We can see that Komprise is in the control plane, so to speak, for files its software has moved, but not for files which it has not moved – the so-called hot data. 

Deep analytics

Komprise can do more. The index can be queried to show how much capacity is taken up by files of particular classes and a graphical display created to show this. How many files are stored on Qumulo filers? What age are they? How many files have been accessed in the last day, week, month, year and so on. Komprise says this is like a search plane as opposed to a control or data plane.

Its software can also be used to add tags to files, to extend the metadata. Then you can answer questions such as “which image files contain the company logo or personal identity information (PII)” and do things with them. You can set up workflows to have public cloud services, such as AWS Lambda functions, act on subsets of data. Or delete emails by ex-employees that have not been read in 3 years. Such activities are called Deep Analytics Actions. There is API access to these actions and Python scripts can be used to connect data services.
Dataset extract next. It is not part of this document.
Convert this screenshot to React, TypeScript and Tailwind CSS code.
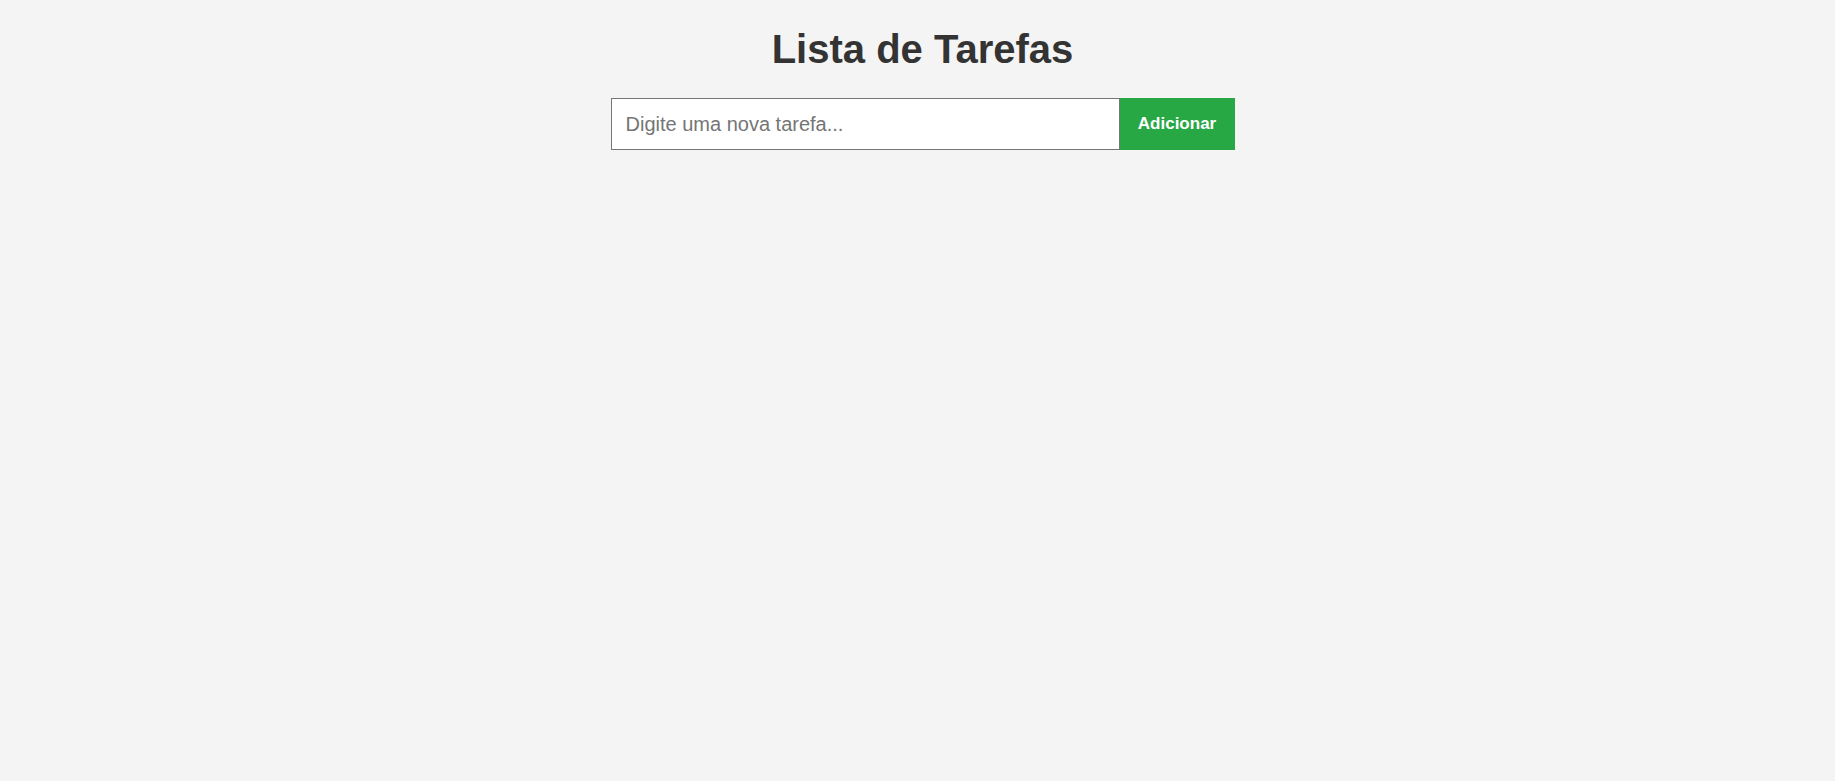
import { useState } from "react";

export default function App() {
  const [task, setTask] = useState("");

  return (
    <div
      className="min-h-screen bg-[#f4f4f4] pl-[10px] pt-[26px]"
      style={{ fontFamily: '"Liberation Sans", Arial, sans-serif' }}
    >
      <h1 className="text-center text-[40px] font-bold leading-[46px] text-[#333333]">
        Lista de Tarefas
      </h1>
      <div className="mt-[26px] flex justify-center">
        <input
          type="text"
          value={task}
          onChange={(e) => setTask(e.target.value)}
          placeholder="Digite uma nova tarefa..."
          className="h-[52px] w-[509px] border border-[#767676] bg-white px-[14px] text-[20px] text-[#333333] outline-none placeholder:text-[#757575]"
        />
        <button
          type="button"
          className="h-[52px] w-[115px] bg-[#28a745] text-[17px] font-bold text-white"
        >
          Adicionar
        </button>
      </div>
    </div>
  );
}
A UK Police Department Digital Forensics unit is using Komprise Deep Analytics to locate and copy files during investigations, meanwhile keeping them accessible on lower-cost cold storage.

Komprise’s global index does not have an intrinsic hot/cold data boundary. It knows about file age and file access history but it doesn’t do anything with that information, apart from find it and display it. It is not a data mover. That is the function of Komprise’s  data management services software, and it is only kicked into action when users set policies and have them applied.

The two main benefits of Komprise’s software are to save cost by transparently moving less-accessed files to cheaper storage, with 60–75 per cent cost savings possible, and to enable a much better way to find and then process information needles in the giant file and object haystacks that litter an organisation’s global, multi-silo IT infrastructure.